### INFORMATION PROVIDED ###

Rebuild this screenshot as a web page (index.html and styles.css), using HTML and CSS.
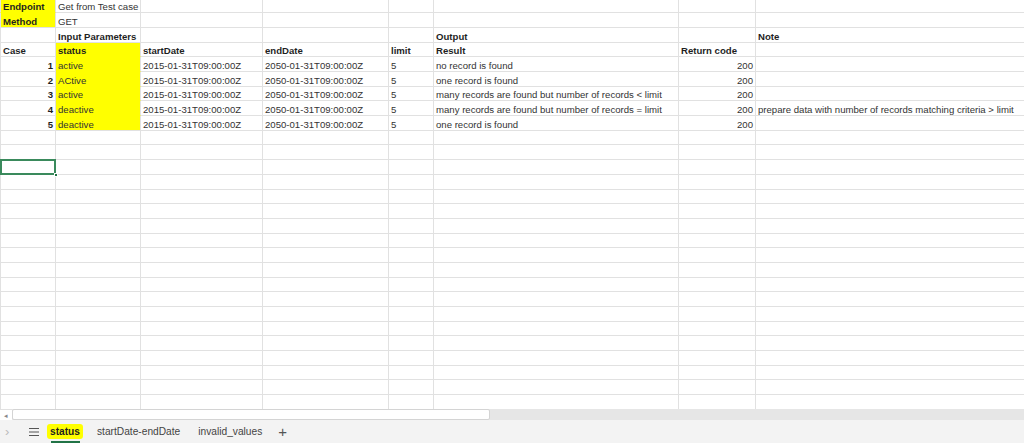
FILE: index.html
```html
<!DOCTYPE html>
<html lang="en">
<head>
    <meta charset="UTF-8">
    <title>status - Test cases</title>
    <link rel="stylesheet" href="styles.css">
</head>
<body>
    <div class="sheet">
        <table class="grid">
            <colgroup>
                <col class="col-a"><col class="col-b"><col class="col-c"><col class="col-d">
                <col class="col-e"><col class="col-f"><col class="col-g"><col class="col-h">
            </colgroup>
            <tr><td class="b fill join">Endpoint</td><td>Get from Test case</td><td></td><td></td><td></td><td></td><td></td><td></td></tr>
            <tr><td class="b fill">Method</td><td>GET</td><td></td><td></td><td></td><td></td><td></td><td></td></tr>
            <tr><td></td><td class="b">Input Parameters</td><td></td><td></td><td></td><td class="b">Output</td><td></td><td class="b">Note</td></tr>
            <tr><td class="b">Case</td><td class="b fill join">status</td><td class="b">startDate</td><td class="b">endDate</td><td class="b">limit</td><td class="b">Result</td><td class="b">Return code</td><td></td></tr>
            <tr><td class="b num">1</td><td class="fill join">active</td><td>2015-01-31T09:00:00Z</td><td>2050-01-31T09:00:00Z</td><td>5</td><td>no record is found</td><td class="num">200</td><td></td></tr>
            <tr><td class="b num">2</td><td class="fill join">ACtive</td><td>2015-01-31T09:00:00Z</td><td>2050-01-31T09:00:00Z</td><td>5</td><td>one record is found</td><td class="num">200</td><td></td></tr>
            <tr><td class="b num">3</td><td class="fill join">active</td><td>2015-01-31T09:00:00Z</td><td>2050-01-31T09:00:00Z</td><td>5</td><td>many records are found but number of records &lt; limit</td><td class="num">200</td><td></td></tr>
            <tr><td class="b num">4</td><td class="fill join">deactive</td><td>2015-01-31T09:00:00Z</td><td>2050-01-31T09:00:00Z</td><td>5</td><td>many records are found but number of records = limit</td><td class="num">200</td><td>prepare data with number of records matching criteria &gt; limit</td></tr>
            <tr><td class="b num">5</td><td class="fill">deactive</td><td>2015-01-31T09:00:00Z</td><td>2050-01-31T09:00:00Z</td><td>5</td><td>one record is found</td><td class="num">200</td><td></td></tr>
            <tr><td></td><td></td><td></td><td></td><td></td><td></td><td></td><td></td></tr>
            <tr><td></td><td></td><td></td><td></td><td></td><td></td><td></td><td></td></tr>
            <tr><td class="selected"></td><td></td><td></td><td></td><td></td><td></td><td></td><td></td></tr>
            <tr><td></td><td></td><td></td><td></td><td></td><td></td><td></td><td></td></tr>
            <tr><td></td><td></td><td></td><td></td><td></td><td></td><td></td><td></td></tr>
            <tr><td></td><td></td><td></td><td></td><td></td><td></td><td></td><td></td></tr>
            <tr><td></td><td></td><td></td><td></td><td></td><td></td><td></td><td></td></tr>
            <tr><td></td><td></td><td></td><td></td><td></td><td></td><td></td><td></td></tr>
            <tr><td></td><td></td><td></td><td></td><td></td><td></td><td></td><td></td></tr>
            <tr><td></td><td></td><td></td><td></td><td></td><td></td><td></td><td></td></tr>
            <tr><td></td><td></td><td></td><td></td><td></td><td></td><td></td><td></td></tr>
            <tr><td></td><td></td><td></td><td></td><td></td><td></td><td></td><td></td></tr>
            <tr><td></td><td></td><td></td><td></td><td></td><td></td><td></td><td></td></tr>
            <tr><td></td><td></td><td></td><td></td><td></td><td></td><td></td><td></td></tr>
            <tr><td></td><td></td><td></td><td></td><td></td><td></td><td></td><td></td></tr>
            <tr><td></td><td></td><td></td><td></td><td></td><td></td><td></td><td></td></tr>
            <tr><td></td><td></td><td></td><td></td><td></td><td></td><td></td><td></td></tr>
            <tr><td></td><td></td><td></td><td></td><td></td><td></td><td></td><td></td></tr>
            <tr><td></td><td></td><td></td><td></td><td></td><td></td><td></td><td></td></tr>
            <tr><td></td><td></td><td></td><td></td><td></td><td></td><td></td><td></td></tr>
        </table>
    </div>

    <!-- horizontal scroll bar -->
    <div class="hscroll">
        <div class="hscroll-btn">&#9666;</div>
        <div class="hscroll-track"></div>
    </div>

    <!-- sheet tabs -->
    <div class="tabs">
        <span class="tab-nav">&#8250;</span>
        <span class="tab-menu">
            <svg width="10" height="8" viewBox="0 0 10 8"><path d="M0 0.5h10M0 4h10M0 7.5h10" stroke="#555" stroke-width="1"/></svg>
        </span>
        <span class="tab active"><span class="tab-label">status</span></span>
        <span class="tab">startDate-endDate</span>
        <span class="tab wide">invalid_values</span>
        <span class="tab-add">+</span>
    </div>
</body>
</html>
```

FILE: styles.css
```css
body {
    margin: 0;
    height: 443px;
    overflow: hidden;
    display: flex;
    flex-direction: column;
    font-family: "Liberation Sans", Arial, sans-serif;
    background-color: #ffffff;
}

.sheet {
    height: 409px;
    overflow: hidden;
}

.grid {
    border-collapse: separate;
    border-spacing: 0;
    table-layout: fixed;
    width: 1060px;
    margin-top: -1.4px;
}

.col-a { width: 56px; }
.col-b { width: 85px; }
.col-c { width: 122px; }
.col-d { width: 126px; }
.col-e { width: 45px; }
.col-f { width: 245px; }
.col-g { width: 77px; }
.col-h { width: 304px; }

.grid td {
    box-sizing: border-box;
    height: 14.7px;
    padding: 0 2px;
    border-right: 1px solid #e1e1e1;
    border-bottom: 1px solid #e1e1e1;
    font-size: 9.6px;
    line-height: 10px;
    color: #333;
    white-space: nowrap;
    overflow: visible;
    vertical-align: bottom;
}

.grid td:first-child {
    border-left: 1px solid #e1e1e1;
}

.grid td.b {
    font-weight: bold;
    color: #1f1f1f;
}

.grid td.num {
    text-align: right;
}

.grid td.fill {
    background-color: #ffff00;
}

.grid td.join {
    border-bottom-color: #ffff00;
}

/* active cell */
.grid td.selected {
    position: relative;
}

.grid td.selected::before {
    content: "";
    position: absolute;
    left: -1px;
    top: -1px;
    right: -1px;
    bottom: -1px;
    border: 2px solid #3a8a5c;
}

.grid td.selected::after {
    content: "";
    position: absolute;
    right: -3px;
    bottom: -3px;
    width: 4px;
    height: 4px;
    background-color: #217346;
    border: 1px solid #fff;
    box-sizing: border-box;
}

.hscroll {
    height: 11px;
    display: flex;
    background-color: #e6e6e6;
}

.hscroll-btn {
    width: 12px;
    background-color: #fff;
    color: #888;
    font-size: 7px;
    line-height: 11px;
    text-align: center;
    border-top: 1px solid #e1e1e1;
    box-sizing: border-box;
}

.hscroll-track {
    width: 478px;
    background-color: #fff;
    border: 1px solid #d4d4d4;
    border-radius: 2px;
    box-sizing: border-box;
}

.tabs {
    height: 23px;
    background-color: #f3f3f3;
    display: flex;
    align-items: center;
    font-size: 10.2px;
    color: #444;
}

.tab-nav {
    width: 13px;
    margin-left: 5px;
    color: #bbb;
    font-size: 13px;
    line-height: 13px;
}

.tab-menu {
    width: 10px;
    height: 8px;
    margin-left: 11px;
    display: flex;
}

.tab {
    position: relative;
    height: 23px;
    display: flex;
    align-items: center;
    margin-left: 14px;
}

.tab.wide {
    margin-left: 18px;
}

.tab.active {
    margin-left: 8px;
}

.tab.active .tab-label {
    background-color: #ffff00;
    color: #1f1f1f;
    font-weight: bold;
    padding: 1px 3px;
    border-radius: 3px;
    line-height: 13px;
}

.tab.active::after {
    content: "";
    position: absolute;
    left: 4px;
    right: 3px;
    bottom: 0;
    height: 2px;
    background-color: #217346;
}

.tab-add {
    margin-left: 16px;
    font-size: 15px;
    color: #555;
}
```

###

### WHAT THE EXERCISE ASKS
List all lines holding the string "styles".

### CORRECT RESPONSE
Rebuild this screenshot as a web page (index.html and styles.css), using HTML and CSS.
    <link rel="stylesheet" href="styles.css">
FILE: styles.css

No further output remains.